While women are conditioned to compete with each other, most of my envy has historically been toward male artists.
Men were in charge of many of the writing spaces, and favored male artists. In progressive circles, they always would have at least one woman on the bill. I guess some women competed with each other to fill that one space, but I just got mad at the sexism of the whole setup.
In my 20s, male writer peers seemed to have every possible advantage. Not only were they favored with preferential treatment in the work, but socially as well. Their ambition made them extremely attractive to female (or male) partners. But my ambition made me “intimidating.” In my 30s, I began to find creative success in spoken word, which only made me “unapproachable,” while my male peers were “husband material.” So while my male counterparts found plenty of long and short term companionship in the writing community, I finally found a partner via CraigsList personals. So I was no longer lonely, but the gender gap continued.
My heterosexual male colleagues had girlfriends who not only accompanied them to their gigs, but would play helpful roles in moving their careers forward. My sweetheart was a lovely but introverted computer geek who ceased accompanying me to readings after our initial courtship, and complained bitterly when I began to travel for out of town performances. Meanwhile, I had male colleagues whose girlfriends dropped their careers and became their full-time managers, traveling along and making the road a home away from home for them.
The gender gap followed me into the MFA world. I was bitterly disappointed when a male teacher “didn’t have time” to read three pages of my novel inspired by his class, but had nothing but time to hang out in the bar with a group of male students. You know. Just shooting the breeze…
The gender gap followed me into career-building. Male peers who showed a similar level of promise seemed to have a never-ending array of older male and female mentors who wanted to help ensure their success. The charismatic ones often had legions of women who wanted to bed them, but would settle for being part of the “team,” and eager young fans who looked up to them and were excited to volunteer in any part of their endeavors. Female charisma didn’t translate the same way.
And then the gender gap with parenting seemed to be the final straw. As I approached my 40s, my male peers began to become fathers, with only the slightest hiccup in their touring and productivity. Their female partners got pregnant, gave birth, nursed, changed diapers, and lost their identities, but the men didn’t miss a gig. I know it wasn’t easy on the dads—both parents are affected by the birth of a child, but the moms’ flights were grounded indefinitely while dads’ flights were briefly delayed due to weather. I can’t count the number of women artists I saw who were poised for vibrant careeers, but made their art into a side hobby after having children.
Since becoming a mother, I feel torn. I continue to envy the success of my male peers, but I also love the sweetness and depth of my connection with my kid. I am grateful to have had the full, overwhelming, avalanche experience of motherhood. Even as I lament the slow-down it has caused in my writing trajectory.
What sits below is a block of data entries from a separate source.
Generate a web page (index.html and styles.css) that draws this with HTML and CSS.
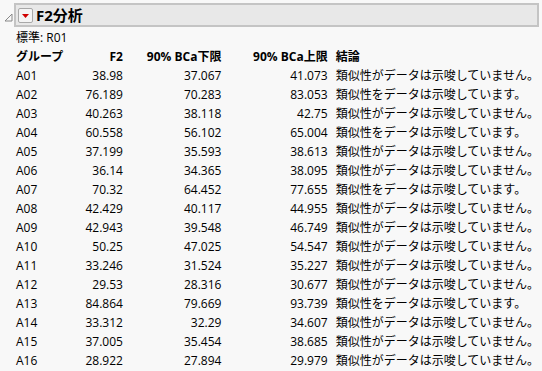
FILE: index.html
```html
<!DOCTYPE html>
<html lang="ja">
<head>
<meta charset="utf-8">
<link rel="stylesheet" href="styles.css">
</head>
<body>
<div class="report">
  <div class="outline">
    <svg class="disclose" width="9" height="9" viewBox="0 0 9 9"><path d="M8 1 L8 8 L1 8 Z" fill="none" stroke="#888" stroke-width="1"/></svg>
    <div class="titlebar">
      <span class="menu-btn"><svg width="13" height="13" viewBox="0 0 13 13"><path d="M3 5 L10 5 L6.5 9 Z" fill="#d00000"/></svg></span>
      <span class="title">F2分析</span>
    </div>
  </div>
  <div class="body">
    <div class="std">標準: R01</div>
    <table class="tbl">
      <thead>
        <tr><th class="l">グループ</th><th>F2</th><th>90% BCa下限</th><th>90% BCa上限</th><th class="l">結論</th></tr>
      </thead>
      <tbody>
        <tr><td class="l">A01</td><td>38.98</td><td>37.067</td><td>41.073</td><td class="l">類似性がデータは示唆していません。</td></tr>
        <tr><td class="l">A02</td><td>76.189</td><td>70.283</td><td>83.053</td><td class="l">類似性をデータは示唆しています。</td></tr>
        <tr><td class="l">A03</td><td>40.263</td><td>38.118</td><td>42.75</td><td class="l">類似性がデータは示唆していません。</td></tr>
        <tr><td class="l">A04</td><td>60.558</td><td>56.102</td><td>65.004</td><td class="l">類似性をデータは示唆しています。</td></tr>
        <tr><td class="l">A05</td><td>37.199</td><td>35.593</td><td>38.613</td><td class="l">類似性がデータは示唆していません。</td></tr>
        <tr><td class="l">A06</td><td>36.14</td><td>34.365</td><td>38.095</td><td class="l">類似性がデータは示唆していません。</td></tr>
        <tr><td class="l">A07</td><td>70.32</td><td>64.452</td><td>77.655</td><td class="l">類似性をデータは示唆しています。</td></tr>
        <tr><td class="l">A08</td><td>42.429</td><td>40.117</td><td>44.955</td><td class="l">類似性がデータは示唆していません。</td></tr>
        <tr><td class="l">A09</td><td>42.943</td><td>39.548</td><td>46.749</td><td class="l">類似性がデータは示唆していません。</td></tr>
        <tr><td class="l">A10</td><td>50.25</td><td>47.025</td><td>54.547</td><td class="l">類似性がデータは示唆していません。</td></tr>
        <tr><td class="l">A11</td><td>33.246</td><td>31.524</td><td>35.227</td><td class="l">類似性がデータは示唆していません。</td></tr>
        <tr><td class="l">A12</td><td>29.53</td><td>28.316</td><td>30.677</td><td class="l">類似性がデータは示唆していません。</td></tr>
        <tr><td class="l">A13</td><td>84.864</td><td>79.669</td><td>93.739</td><td class="l">類似性をデータは示唆しています。</td></tr>
        <tr><td class="l">A14</td><td>33.312</td><td>32.29</td><td>34.607</td><td class="l">類似性がデータは示唆していません。</td></tr>
        <tr><td class="l">A15</td><td>37.005</td><td>35.454</td><td>38.685</td><td class="l">類似性がデータは示唆していません。</td></tr>
        <tr><td class="l">A16</td><td>28.922</td><td>27.894</td><td>29.979</td><td class="l">類似性がデータは示唆していません。</td></tr>
      </tbody>
    </table>
  </div>
</div>
</body>
</html>
```
FILE: styles.css
```css
html, body {
  margin: 0;
  padding: 0;
  background: #f8f8f8;
}
body {
  font-family: "Open Sans", "Noto Sans CJK JP", sans-serif;
  font-size: 12px;
  color: #000;
  width: 542px;
  height: 371px;
  overflow: hidden;
}
.report {
  padding: 3px 3px 0 3px;
}
.outline {
  display: flex;
  align-items: flex-end;
  gap: 1px;
}
.disclose {
  margin: 0 0 5px 1px;
  flex: none;
}
.titlebar {
  flex: 1;
  height: 20px;
  background: #e8e8e8;
  border: 2px solid #c4c4c4;
  display: flex;
  align-items: center;
  gap: 3px;
  padding-left: 2px;
}
.menu-btn {
  width: 13px;
  height: 13px;
  border: 1px solid #a8a8a8;
  border-radius: 2px;
  background: #f4f4f4;
  display: flex;
}
.title {
  font-weight: bold;
  font-size: 15px;
  line-height: 20px;
}
.body {
  padding-left: 13px;
}
.std {
  line-height: 19px;
  margin-top: 1px;
}
.tbl {
  border-collapse: collapse;
}
.tbl th, .tbl td {
  padding: 0;
  height: 19px;
  line-height: 19px;
  text-align: right;
  white-space: nowrap;
}
.tbl th {
  font-weight: bold;
}
.tbl .l {
  text-align: left;
}
.tbl th:nth-child(1) { width: 70px; }
.tbl th:nth-child(2) { width: 33px; }
.tbl th:nth-child(3) { width: 99px; padding-left: 0; }
.tbl th:nth-child(4) { width: 107px; }
.tbl th:nth-child(5), .tbl td:nth-child(5) { padding-left: 8px; }
```
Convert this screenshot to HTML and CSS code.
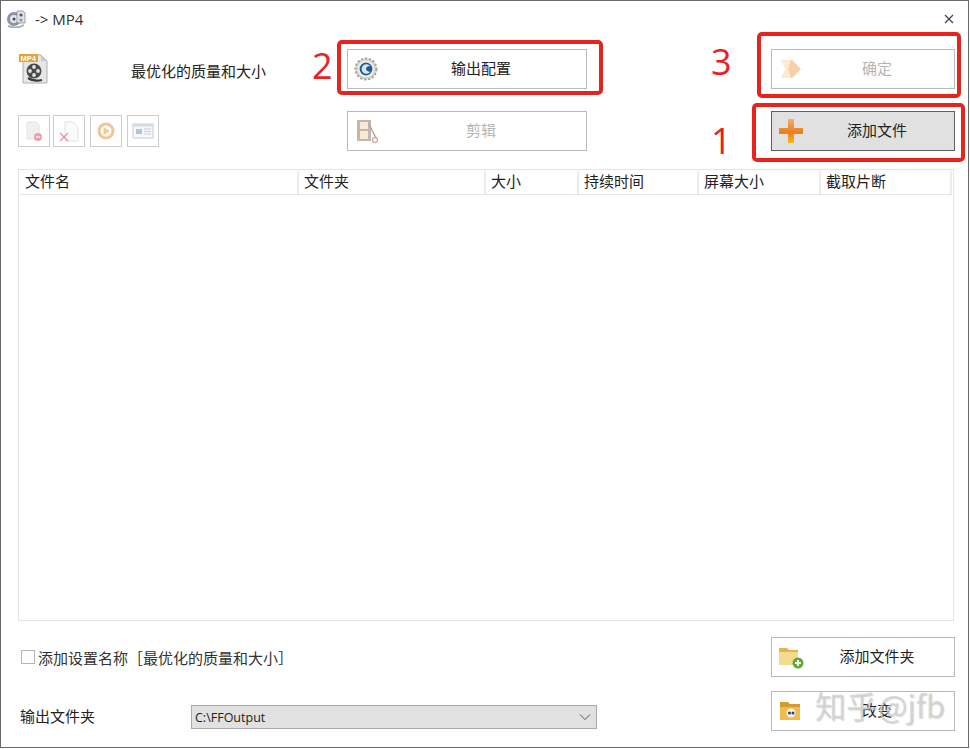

As I move toward my publication date, I am grateful for the circles of women I move in: my agent/editor/publicity dream team, The Debutantes, Word of Mouth – Bay Area, Binders, and my community of women writer friends. To be honest, I think this is one of the reasons that I chose women’s fiction. I grew up with a single mom. Women have always been my support, my strength and my salvation. I don’t need male approval for my writing or even actively seek men as consumers for my novel. Women are the biggest book buyers, anyway. If men want to support me, that’s awesome, but it’s not mandatory. I can live without their reviews or even any of their prizes. The sticking point is the disproportionate resources that male writers get. Prizes and reviews mean visibility and sales. Sales means money and money means time. Time. Time is precious as a writermom. So yes, I’m still envious, but by now I’m used to it. It’s just a green haze in the background of my career–like smog–with a glint of bright green every now and then, when I see light reflected off the dollar amount of some male writer’s advance. You blink, but then you get on with it.